Example on how to load a Gemma model and run inference on it.

In [None]:
!pip install -q gemma

In [1]:
# Common imports
import os
import jax
import jax.numpy as jnp

# Gemma imports
from gemma import gm

By default, Jax do not utilize the full GPU memory, but this can be overwritten.

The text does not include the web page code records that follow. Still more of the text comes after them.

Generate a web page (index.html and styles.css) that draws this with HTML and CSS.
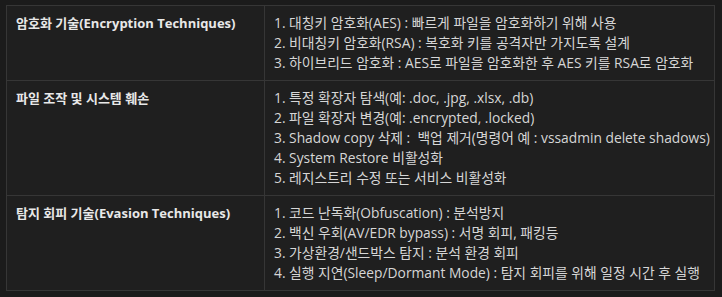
FILE: index.html
```html
<!DOCTYPE html>
<html lang="ko">
<head>
<meta charset="utf-8">
<link rel="stylesheet" href="styles.css">
</head>
<body>
<table class="tech">
  <tr>
    <th class="cat">암호화 기술(Encryption Techniques)</th>
    <td class="desc">
      <div>1. 대칭키 암호화(AES) : 빠르게 파일을 암호화하기 위해 사용</div>
      <div>2. 비대칭키 암호화(RSA) : 복호화 키를 공격자만 가지도록 설계</div>
      <div>3. 하이브리드 암호화 : AES로 파일을 암호화한 후 AES 키를 RSA로 암호화</div>
    </td>
  </tr>
  <tr>
    <th class="cat">파일 조작 및 시스템 훼손</th>
    <td class="desc">
      <div>1. 특정 확장자 탐색(예: .doc, .jpg, .xlsx, .db)</div>
      <div>2. 파일 확장자 변경(예: .encrypted, .locked)</div>
      <div>3. Shadow copy 삭제 :&nbsp; 백업 제거(명령어 예 : vssadmin delete shadows)</div>
      <div>4. System Restore 비활성화</div>
      <div>5. 레지스트리 수정 또는 서비스 비활성화</div>
    </td>
  </tr>
  <tr>
    <th class="cat">탐지 회피 기술(Evasion Techniques)</th>
    <td class="desc">
      <div>1. 코드 난독화(Obfuscation) : 분석방지</div>
      <div>2. 백신 우회(AV/EDR bypass) : 서명 회피, 패킹등</div>
      <div>3. 가상환경/샌드박스 탐지 : 분석 환경 회피</div>
      <div>4. 실행 지연(Sleep/Dormant Mode) : 탐지 회피를 위해 일정 시간 후 실행</div>
    </td>
  </tr>
</table>
</body>
</html>
```

FILE: styles.css
```css
html, body {
  margin: 0;
  padding: 0;
  background: #1b1b1b;
}
body {
  padding: 5px 7px 0 6px;
  font-family: "Open Sans", "Noto Sans CJK KR", sans-serif;
  font-size: 13.8px;
  line-height: 20px;
  color: #d6d6d6;
}
.tech {
  border-collapse: collapse;
  width: 709px;
  table-layout: fixed;
  background: #1f1f1f;
}
.tech th, .tech td {
  border: 1px solid #363636;
  padding: 7px 9px;
  vertical-align: top;
  text-align: left;
}
.cat {
  width: 239px;
  font-size: 13px;
  font-weight: 700;
  color: #e8e8e8;
}
.desc div {
  white-space: nowrap;
}
```
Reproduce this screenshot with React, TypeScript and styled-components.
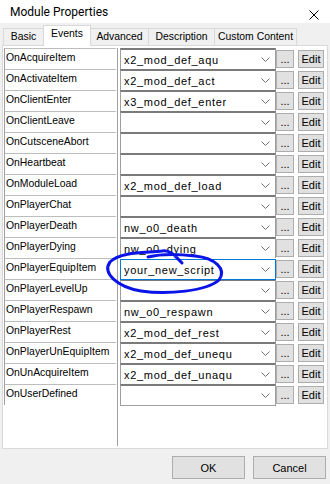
import React from 'react';
import styled, { createGlobalStyle } from 'styled-components';

const GlobalStyle = createGlobalStyle`
    body{
        margin: 0;
        background: #f0f0f0;
        font-family: "Liberation Sans", Arial, sans-serif;
        font-size: 11px;
        color: #000;
    }
`;

const Window = styled.div`
    position: relative;
    width: 330px;
    height: 484px;
    display: flex;
    flex-direction: column;
    background: #f0f0f0;
    overflow: hidden;
`;

const TitleBar = styled.div`
    height: 23px;
    background: #fff;
    display: flex;
    align-items: center;
    justify-content: space-between;
    padding-left: 10px;
    font-family: Roboto, "Liberation Sans", sans-serif;
    font-size: 12px;
`;

const CloseBox = styled.div`
    width: 32px;
    height: 23px;
    display: flex;
    align-items: center;
    justify-content: center;
    margin-top: 6px;
`;

const TabStrip = styled.div`
    height: 22px;
    display: flex;
    align-items: flex-end;
    padding-left: 3px;
`;

const Tab = styled.div<{ $w: number; $active?: boolean }>`
    box-sizing: border-box;
    width: ${p => p.$w}px;
    height: ${p => (p.$active ? 21 : 17)}px;
    margin-left: -1px;
    margin-bottom: ${p => (p.$active ? -1 : 0)}px;
    border: 1px solid #d9d9d9;
    border-bottom: none;
    background: ${p => (p.$active ? '#fff' : '#f0f0f0')};
    position: relative;
    z-index: ${p => (p.$active ? 2 : 1)};
    display: flex;
    justify-content: center;
    padding-top: 2px;
    font-size: 10.4px;
    white-space: nowrap;
    &:first-child{ margin-left: 0; }
`;

const Panel = styled.div`
    box-sizing: border-box;
    height: 404px;
    margin: 0 2px;
    border: 1px solid #d9d9d9;
    background: #fff;
    padding: 2px 3px 2px 1px;
    display: flex;
`;

const LabelColumn = styled.div`
    box-sizing: border-box;
    width: 114px;
    border-right: 1px solid #a0a0a0;
`;

const LabelCell = styled.div`
    box-sizing: border-box;
    width: 112px;
    height: 21px;
    border-left: 1px solid #a0a0a0;
    border-top: 1px solid #bdbdbd;
    padding: 2px 0 0 1px;
    line-height: 13px;
    font-size: 10.4px;
    white-space: nowrap;
    overflow: hidden;
`;

const EventColumn = styled.div`
    margin-left: 2px;
    display: flex;
    flex-direction: column;
`;

const EventRow = styled.div`
    display: flex;
    height: 21px;
    align-items: flex-start;
`;

const Combo = styled.div<{ $focused?: boolean; $last?: boolean }>`
    box-sizing: border-box;
    width: 156px;
    height: ${p => (p.$last ? 22 : 21)}px;
    border-top: 2px solid #7a7a7a;
    border-left: 1px solid #a0a0a0;
    border-right: 1px solid #a0a0a0;
    border-bottom: ${p => (p.$last ? '1px solid #a0a0a0' : 'none')};
    ${p => p.$focused && `
        border: 1px solid #0078d7;
        margin-top: 1px;
        height: 21px;
    `}
    background: #fff;
    display: flex;
    align-items: center;
    padding-left: 3px;
    padding-right: 5px;
    position: relative;
    z-index: ${p => (p.$focused ? 1 : 0)};
`;

const ComboText = styled.span`
    flex: 1;
    white-space: nowrap;
    overflow: hidden;
    letter-spacing: 0.7px;
`;

const SmallButton = styled.button<{ $w: number; $gap: number }>`
    box-sizing: border-box;
    width: ${p => p.$w}px;
    height: 18px;
    margin: 2px 0 0 ${p => p.$gap}px;
    padding: 0;
    border: 1px solid #adadad;
    background: #e1e1e1;
    font-family: "Liberation Sans", Arial, sans-serif;
    font-size: 11px;
    color: #000;
    line-height: 14px;
`;

const Footer = styled.div`
    display: flex;
    justify-content: flex-end;
    gap: 8px;
    padding: 7px 4px 0 0;
`;

const DialogButton = styled.button`
    box-sizing: border-box;
    width: 73px;
    height: 23px;
    border: 1px solid #adadad;
    background: #e1e1e1;
    font-family: "Liberation Sans", Arial, sans-serif;
    font-size: 11px;
    color: #000;
`;

const Scribble = styled.svg`
    position: absolute;
    left: 0;
    top: 0;
    pointer-events: none;
    z-index: 5;
`;

type EventItem = { name: string; script: string };

const EVENTS: EventItem[] = [
    { name: 'OnAcquireItem', script: 'x2_mod_def_aqu' },
    { name: 'OnActivateItem', script: 'x2_mod_def_act' },
    { name: 'OnClientEnter', script: 'x3_mod_def_enter' },
    { name: 'OnClientLeave', script: '' },
    { name: 'OnCutsceneAbort', script: '' },
    { name: 'OnHeartbeat', script: '' },
    { name: 'OnModuleLoad', script: 'x2_mod_def_load' },
    { name: 'OnPlayerChat', script: '' },
    { name: 'OnPlayerDeath', script: 'nw_o0_death' },
    { name: 'OnPlayerDying', script: 'nw_o0_dying' },
    { name: 'OnPlayerEquipItem', script: 'your_new_script' },
    { name: 'OnPlayerLevelUp', script: '' },
    { name: 'OnPlayerRespawn', script: 'nw_o0_respawn' },
    { name: 'OnPlayerRest', script: 'x2_mod_def_rest' },
    { name: 'OnPlayerUnEquipItem', script: 'x2_mod_def_unequ' },
    { name: 'OnUnAcquireItem', script: 'x2_mod_def_unaqu' },
    { name: 'OnUserDefined', script: '' },
];

const TABS = [
    { label: 'Basic', w: 41 },
    { label: 'Events', w: 48, active: true },
    { label: 'Advanced', w: 59 },
    { label: 'Description', w: 67 },
    { label: 'Custom Content', w: 83 },
];

const Chevron = () => (
    <svg width="9" height="5" viewBox="0 0 9 5">
        <polyline points="0.5,0.5 4.5,4.5 8.5,0.5" fill="none" stroke="#707070" strokeWidth="1" />
    </svg>
);

const App = () => (
    <>
        <GlobalStyle />
        <Window>
            <TitleBar>
                <span>Module Properties</span>
                <CloseBox>
                    <svg width="10" height="10" viewBox="0 0 10 10">
                        <path d="M0.5 0.5 L9.5 9.5 M9.5 0.5 L0.5 9.5" stroke="#000" strokeWidth="1" />
                    </svg>
                </CloseBox>
            </TitleBar>

            <TabStrip>
                {TABS.map(t => (
                    <Tab key={t.label} $w={t.w} $active={t.active}>{t.label}</Tab>
                ))}
            </TabStrip>

            <Panel>
                <LabelColumn>
                    {EVENTS.map(e => <LabelCell key={e.name}>{e.name}</LabelCell>)}
                </LabelColumn>
                <EventColumn>
                    {EVENTS.map((e, i) => (
                        <EventRow key={e.name}>
                            <Combo
                                $focused={e.script === 'your_new_script'}
                                $last={i === EVENTS.length - 1}
                            >
                                <ComboText>{e.script}</ComboText>
                                <Chevron />
                            </Combo>
                            <SmallButton $w={18} $gap={0}>...</SmallButton>
                            <SmallButton $w={26} $gap={4}>Edit</SmallButton>
                        </EventRow>
                    ))}
                </EventColumn>
            </Panel>

            <Footer>
                <DialogButton>OK</DialogButton>
                <DialogButton>Cancel</DialogButton>
            </Footer>

            {/* hand-drawn marker circle around the new script */}
            <Scribble width="330" height="484" viewBox="0 0 330 484">
                <path
                    d="M182 263 C176 257 170 249 162 251 C148 253 121 251 110 262 C102 273 117 287 141 291 C167 295 207 291 219 280 C227 269 215 258 195 256 C178 254 160 254 148 257"
                    fill="none"
                    stroke="#0a14e6"
                    strokeWidth="3"
                    strokeLinecap="round"
                />
            </Scribble>
        </Window>
    </>
);

export default App;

See [GPU memory allocation](https://docs.jax.dev/en/latest/gpu_memory_allocation.html):

In [None]:
os.environ["XLA_PYTHON_CLIENT_MEM_FRACTION"]="1.00"

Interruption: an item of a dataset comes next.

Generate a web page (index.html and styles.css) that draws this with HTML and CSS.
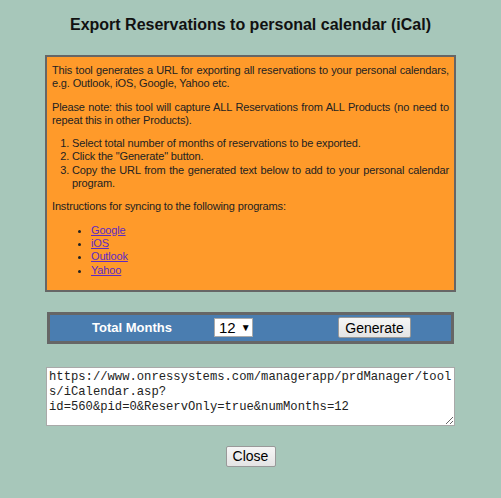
FILE: index.html
```html
<!DOCTYPE html>
<html>
<head>
<meta charset="utf-8">
<title>Export Reservations</title>
<link rel="stylesheet" href="styles.css">
</head>
<body>
<main class="page">
  <h1 class="title">Export Reservations to personal calendar (iCal)</h1>
  <section class="info">
    <p>This tool generates a URL for exporting all reservations to your personal calendars, e.g. Outlook, iOS, Google, Yahoo etc.</p>
    <p>Please note: this tool will capture ALL Reservations from ALL Products (no need to repeat this in other Products).</p>
    <ol class="steps">
      <li>Select total number of months of reservations to be exported.</li>
      <li>Click the "Generate" button.</li>
      <li>Copy the URL from the generated text below to add to your personal calendar program.</li>
    </ol>
    <p>Instructions for syncing to the following programs:</p>
    <ul class="links">
      <li><a href="#">Google</a></li>
      <li><a href="#">iOS</a></li>
      <li><a href="#">Outlook</a></li>
      <li><a href="#">Yahoo</a></li>
    </ul>
  </section>
  <form class="bar">
    <span class="bar-label">Total Months</span>
    <span class="select"><span class="select-value">12</span><span class="select-arrow">▼</span></span>
    <button type="button" class="btn btn-generate">Generate</button>
  </form>
  <textarea class="url" spellcheck="false">https://www.onressystems.com/managerapp/prdManager/tools/iCalendar.asp?id=560&amp;pid=0&amp;ReservOnly=true&amp;numMonths=12</textarea>
  <div class="actions">
    <button type="button" class="btn btn-close">Close</button>
  </div>
</main>
</body>
</html>
```

FILE: styles.css
```css
html, body {
  margin: 0;
  padding: 0;
  background: #a7c7ba;
}

.page {
  width: 411px;
  margin: 0 auto;
  font-family: "Liberation Sans", Arial, sans-serif;
}

.title {
  margin: 0;
  padding-top: 16px;
  font-size: 16px;
  line-height: 18px;
  font-weight: bold;
  text-align: center;
  color: #111;
}

.info {
  margin-top: 21px;
  background: #ff9a2a;
  border: 2px solid #666;
  padding: 7px 5px 3px;
  font-family: "Liberation Sans", Tahoma, sans-serif;
  font-size: 11px;
  letter-spacing: -0.15px;
  line-height: 13.3px;
  color: #222;
  text-align: justify;
}

.info p {
  margin: 0 0 10px;
}

.info ol,
.info ul {
  margin: 0 0 10px;
}

.steps {
  padding-left: 20px;
}

.links {
  padding-left: 39px;
  margin-top: 11px;
  text-align: left;
}

.links a {
  color: #5e2ac2;
}

.bar {
  margin: 20px 2px 0;
  height: 26px;
  border: 3px solid #666;
  background: #4a7db0;
  display: flex;
  align-items: center;
  padding-left: 42px;
}

.bar-label {
  color: #fff;
  font-weight: bold;
  font-size: 13px;
  width: 122px;
}

.select {
  box-sizing: border-box;
  width: 39px;
  height: 19px;
  background: #fff;
  border: 1px solid #aaa;
  display: flex;
  align-items: center;
  padding-left: 4px;
  gap: 5px;
  font-size: 15px;
  color: #000;
}

.select-arrow {
  font-size: 10px;
}

.btn {
  box-sizing: border-box;
  height: 21px;
  padding: 0;
  font-family: "Liberation Sans", Arial, sans-serif;
  font-size: 14px;
  color: #000;
  background: linear-gradient(#f6f6f6, #e4e4e4);
  border: 1px solid #999;
  border-radius: 2px;
}

.btn-generate {
  width: 73px;
  margin-left: 85px;
}

.url {
  display: block;
  box-sizing: border-box;
  width: 409px;
  height: 59px;
  margin: 23px 0 0 1px;
  padding: 2px;
  border: 1px solid #a9a9a9;
  background: #fff;
  font-family: "Liberation Mono", monospace;
  font-size: 12.2px;
  line-height: 15px;
  color: #222;
}

.actions {
  margin-top: 20px;
  display: flex;
  justify-content: center;
}

.btn-close {
  width: 50px;
}
```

Load the model, the params and the tokenizer.

In [2]:
tokenizer = gm.text.Gemma2Tokenizer()

model = gm.nn.Gemma2_2B()

params = gm.ckpts.load_params(gm.ckpts.CheckpointPath.GEMMA2_2B_IT)

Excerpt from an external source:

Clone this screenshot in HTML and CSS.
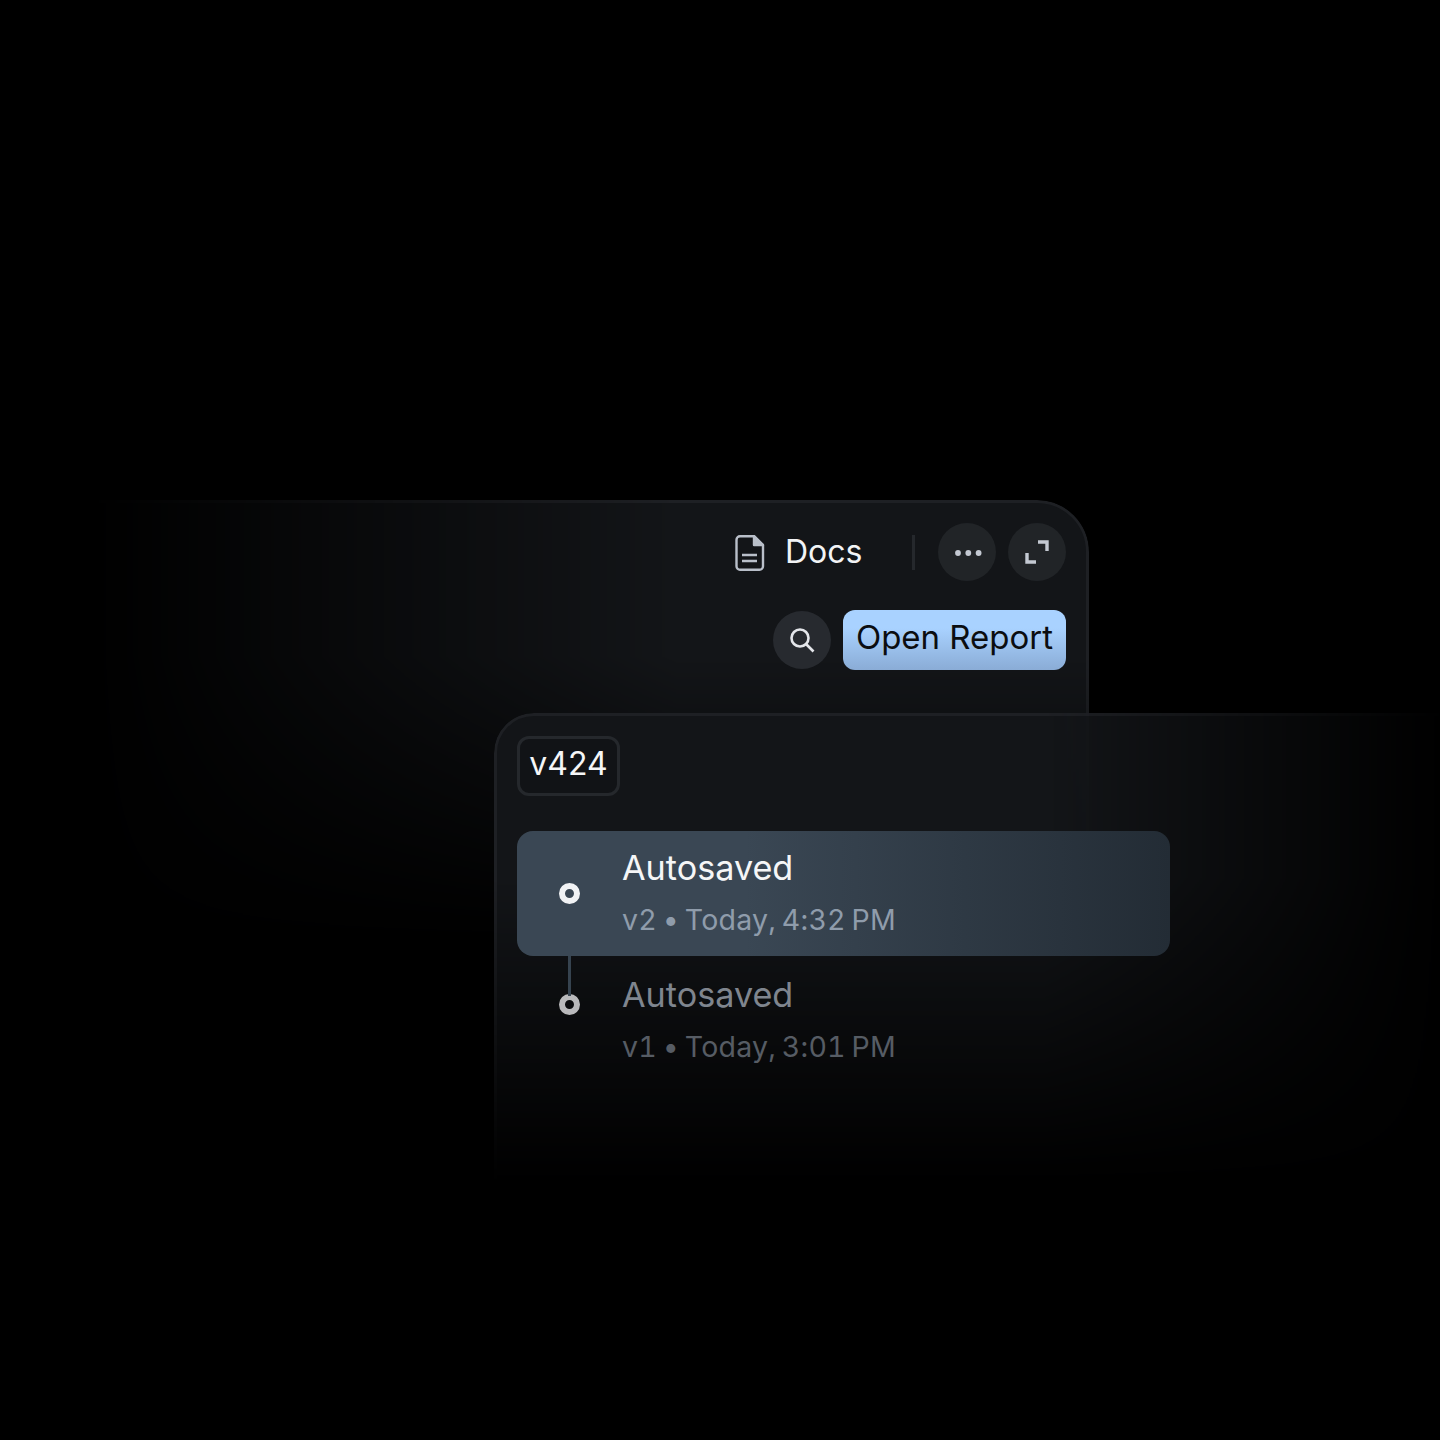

INFO:2025-01-21 14:37:27,995:jax._src.xla_bridge:945: Unable to initialize backend 'rocm': Your process properly initialized the GPU backend, but //learning/brain/research/jax:gpu_support is not linked in. You most likely should add that build dependency to your program.
INFO:2025-01-21 14:37:29,437:jax._src.xla_bridge:945: Unable to initialize backend 'pathways': Could not initialize backend 'pathways'
INFO:2025-01-21 14:37:29,437:jax._src.xla_bridge:945: Unable to initialize backend 'mock_tpu': Must pass --mock_tpu_platform flag to initialize the mock_tpu backend


## Single token

Here's an example of predicting a single token, directly calling the model.

In [5]:
# Encode the prompt
prompt = tokenizer.encode('My name is', add_bos=True)  # /!\ Don't forget to add the BOS token
prompt = jnp.asarray(prompt)


# Run the model
out = model.apply(
    {'params': params},
    tokens=prompt,
    return_last_only=True,  # Only predict the last token
)


# Sample a token from the predicted logits
next_token = jax.random.categorical(
    jax.random.key(1),
    out.logits
)
tokenizer.decode(next_token)

' Mary'

You can also display the next token probability.

In [6]:
tokenizer.plot_logits(out.logits)

## Multiple tokens

In practice, Gemma provide a `gm.text.Sampler` to perform efficient sampling (with kv-caching, early stopping,...).

In [7]:
sampler = gm.text.Sampler(
    model=model,
    params=params,
    tokenizer=tokenizer,
)

sampler.sample('My name is', max_new_tokens=30)

" Sarah and I'm a freelance writer. I'm passionate about helping people tell their stories and share their knowledge with the world. \n\nI"